Chicharon bulaklak, bagnet, and crispy tadyang. Jeeves de Veyra

Condiments, a staple of Filipino style eating, had a prominent place in the S Kitchen buffet. Conveniently available near the grilling section, you could have Mang Tomas with your lechon, patis (fish sauce) with your bulalo soup, and even mix your own toyomansi (calamansi and soy sauce) for your stuffed grilled squid. 

Condiments, salads and more. Handout

Atchara, another Filipino condiment, came in the traditional papaya version, as well as in cucumber, and radish variants. 

For lighter fare, best to keep your eyes peeled for the lumpia-on-the-go cart, manned by a lady that wraps lumpia (either a fairly standard fresh ubod lumpia, or our much preferred dinakdakan stuffed lumpia) per your request. 

Lumpia cart on the go. Jeeves de Veyra

Filipino desserts both traditional and imaginative were also a focal point in the S Kitchen dessert station. 

Traditional favorites like palitaw (flat sweet rice cake) and fried banana langka turon were freshly made, and had eager diners waiting for every batch to finish. 

Guinataan, freshly made turon, and palitaw at the dessert station. Jeeves de Veyra

While waiting though, diners could graze on ube pastillas, various truffles and pralines, as well as heavier items like biko sa latik (rice with a candied coconut topping), and the S Kitchen exclusive creation ube maja with keso (cheese). 
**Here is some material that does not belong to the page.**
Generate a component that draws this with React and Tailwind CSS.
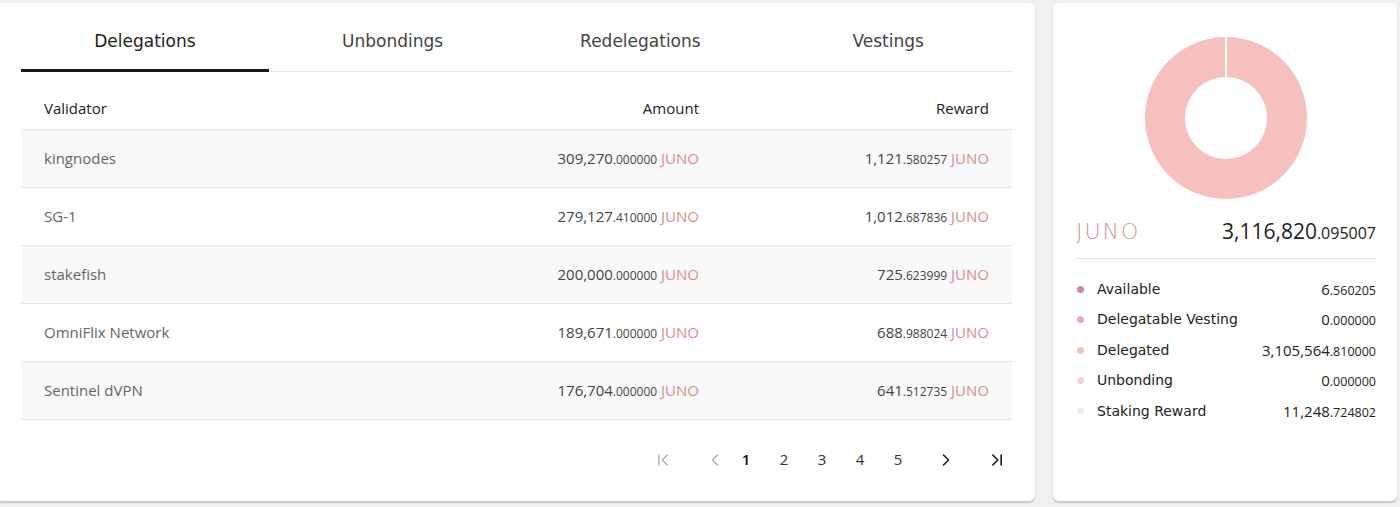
import React, { useState } from 'react';
import { ChevronFirst, ChevronLeft, ChevronRight, ChevronLast } from 'lucide-react';

const tabs = ['Delegations', 'Unbondings', 'Redelegations', 'Vestings'];

const rows = [
  { name: 'kingnodes', amt: ['309,270', '000000'], rew: ['1,121', '580257'] },
  { name: 'SG-1', amt: ['279,127', '410000'], rew: ['1,012', '687836'] },
  { name: 'stakefish', amt: ['200,000', '000000'], rew: ['725', '623999'] },
  { name: 'OmniFlix Network', amt: ['189,671', '000000'], rew: ['688', '988024'] },
  { name: 'Sentinel dVPN', amt: ['176,704', '000000'], rew: ['641', '512735'] },
];

const legend = [
  { label: 'Available', color: 'bg-[#c98c90]', val: ['6', '560205'] },
  { label: 'Delegatable Vesting', color: 'bg-[#eeaaaa]', val: ['0', '000000'] },
  { label: 'Delegated', color: 'bg-[#f5c0bd]', val: ['3,105,564', '810000'] },
  { label: 'Unbonding', color: 'bg-[#f6d2cf]', val: ['0', '000000'] },
  { label: 'Staking Reward', color: 'bg-[#ededed]', val: ['11,248', '724802'] },
];

function Amount({ v }) {
  return (
    <span className="text-[#444]">
      {v[0]}<span className="text-[12px]">.{v[1]}</span>{' '}
      <span className="text-[#dc8d8d]">JUNO</span>
    </span>
  );
}

export default function App() {
  const [tab, setTab] = useState(0);

  return (
    <div className="min-h-[507px] bg-[#f1f1f1] pt-[3px] pr-[3px] flex gap-[18px] font-['Open_Sans',sans-serif]">
      {/* left card */}
      <div className="w-[1035px] h-[498px] bg-white rounded-br-[6px] rounded-tr-[6px] shadow-[0_2px_2px_rgba(0,0,0,0.18)] pl-[21px] pr-[23px] pt-[12px] flex flex-col">
        <div className="flex border-b border-[#e6e6e6] font-['DejaVu_Sans',sans-serif]">
          {tabs.map((t, i) => (
            <button
              key={t}
              onClick={() => setTab(i)}
              className={`flex-1 h-[57px] text-[17px] border-b-[3px] -mb-px ${
                i === tab ? 'border-[#1a1a1a] text-[#1e1e1e]' : 'border-transparent text-[#444]'
              }`}
            >
              {t}
            </button>
          ))}
        </div>

        <div className="grid grid-cols-[1fr_260px_290px] px-[23px] h-[58px] items-end pb-[10px] border-b border-[#e6e6e6] text-[15px] font-medium text-[#222]">
          <div>Validator</div>
          <div className="text-right">Amount</div>
          <div className="text-right">Reward</div>
        </div>

        {rows.map((r, i) => (
          <div
            key={r.name}
            className={`grid grid-cols-[1fr_260px_290px] px-[23px] h-[58px] items-center border-b border-[#e6e6e6] text-[15px] ${
              i % 2 === 0 ? 'bg-[#f9f9f9]' : 'bg-white'
            }`}
          >
            <div className="text-[#666]">{r.name}</div>
            <div className="text-right"><Amount v={r.amt} /></div>
            <div className="text-right"><Amount v={r.rew} /></div>
          </div>
        ))}

        <div className="flex-1 flex items-center justify-end text-[15px] text-[#333] -mt-[2px]">
          <span className="w-[30px] flex justify-center text-[#aaa]"><ChevronFirst size={20} strokeWidth={1.6} /></span>
          <span className="w-[24px] ml-[25px] flex justify-center text-[#aaa]"><ChevronLeft size={20} strokeWidth={1.6} /></span>
          <span className="w-[38px] text-center font-semibold text-[#111]">1</span>
          <span className="w-[38px] text-center">2</span>
          <span className="w-[38px] text-center">3</span>
          <span className="w-[38px] text-center">4</span>
          <span className="w-[38px] text-center">5</span>
          <span className="w-[30px] ml-[14px] flex justify-center text-[#222]"><ChevronRight size={20} strokeWidth={2} /></span>
          <span className="w-[30px] ml-[21px] flex justify-center text-[#222]"><ChevronLast size={20} strokeWidth={2} /></span>
        </div>
      </div>

      {/* right card */}
      <div className="flex-1 h-[498px] bg-white rounded-[6px] shadow-[0_2px_2px_rgba(0,0,0,0.18)] pl-[23px] pr-[21px] pt-[34px] flex flex-col">
        <div className="flex justify-center">
          <svg width="162" height="162" viewBox="0 0 162 162">
            <circle cx="81" cy="81" r="61" fill="none" stroke="#f5c0bd" strokeWidth="40" />
            <rect x="80" y="0" width="2" height="41" fill="#fff" />
          </svg>
        </div>

        <div className="flex items-center justify-between mt-[16px] pb-[10px] border-b border-[#e4e4e4]">
          <span className="font-['DejaVu_Sans',sans-serif] font-extralight text-[22px] tracking-[2px] text-[#d69494]">JUNO</span>
          <span className="text-[21px] text-[#222]">
            3,116,820<span className="text-[16px]">.095007</span>
          </span>
        </div>

        <div className="mt-[15px] flex flex-col">
          {legend.map((l) => (
            <div key={l.label} className="h-[30.5px] flex items-center">
              <span className={`w-[7px] h-[7px] rounded-full ml-[1px] ${l.color}`} />
              <span className="ml-[13px] font-['DejaVu_Sans',sans-serif] text-[14px] text-[#222]">{l.label}</span>
              <span className="ml-auto text-[15px] text-[#222]">
                {l.val[0]}<span className="text-[12.5px]">.{l.val[1]}</span>
              </span>
            </div>
          ))}
        </div>
      </div>
    </div>
  );
}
Halo-halo and ice cream. Jeeves de Veyra

Other Filipino panghimagas options included halo-halo with your choice of toppings, or scoops of ice cream with local flavors like calamansi and melon (the calamansi sorbet was also a great palate cleanser between savory plates), among others. 

All these plus all the regular stations of the buffet (steak, sushi and sashimi, cheese and cold cuts, Indian and other Asian dishes, soups, cakes, a crepe station, etc.), including perhaps the best drink station of any buffet in Manila (with unlimited fresh juices and sodas, as well as individually bottled coffee jelly, melon, and pandan drinks) make S Kitchen’s Sunday Brunch truly a feast. 

The festively decorated drink station. Jeeves de Veyra

Sunday brunch at S Kitchen is from 12 noon to 3 p.m., and priced at P2,500 per head.